Still, in principle, this approach feels a little Wrong. Just a little. Y’know?
The big problem for anyone trying to make a game around Roger Rabbit is that so few of the characters were available post-movie. Disney and Warner Bros weren’t about to let a mere licensee throw in their characters as extras, and there’s not a vast amount to be done with just Eddie, Jessica, Roger, and a couple of others. That’s a real pity though, as an LA Noire-type adventure with Toons could be fantastic. Almost as good as an LA Noire that actually understood the genre, instead of being, well, LA Noire.
The nature of this game means there’s not a vast amount more to say about it. It’s a series of set-pieces I could describe, but are probably better simply watched. As ever, YouTube provides with this complete walkthrough. The length and the general lack of stuff to poke at are the main reasons this game struggled at the time. On CD though, with more actual content a la Virtual Springfield, it could have been a neat Multimedia Experience™.
With, ideally, less Roger Rabbit. None would have been a good start.
And just for the sake of comparison, here’s what Nintendo fans got. Sure, it would have lasted them longer. But it would also have been… this. Shudder. The music alone. As over-played as Why Don’t You Do Right? is these days, at least it takes more than one play to never want to hear it again.

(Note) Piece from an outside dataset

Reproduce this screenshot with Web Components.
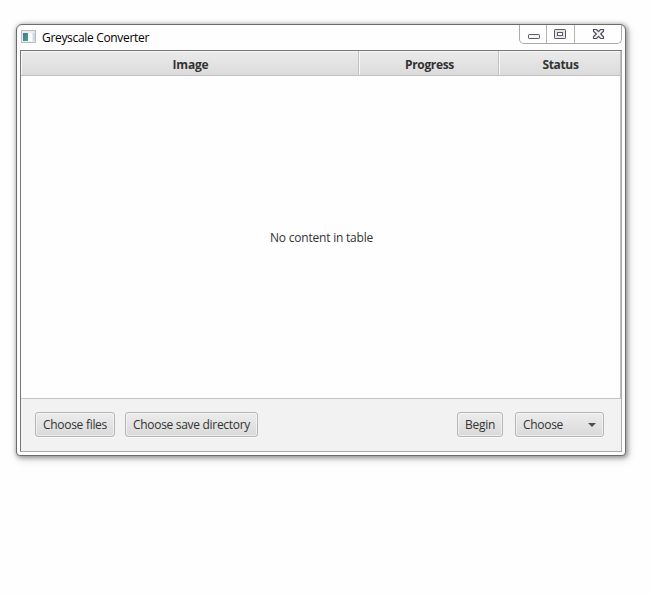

The NES game? Half a level, maximum.
Luckily, the PC did finally get a spiritual answer to all this in the form of Toonstruck, in which a very bored Christopher “A Role That Christopher Lloyd Played” Lloyd played the role of ‘human’ in three worlds of original cartoon creations. It pulled it off pretty well, was spectacularly rude (going from a happy cutesy world to a sheep and a cow taking up bondage), and a cool adventure in its own right. We’ll probably take a look at it one week. But a different week.
Now I really must do something about all these dimensional tears…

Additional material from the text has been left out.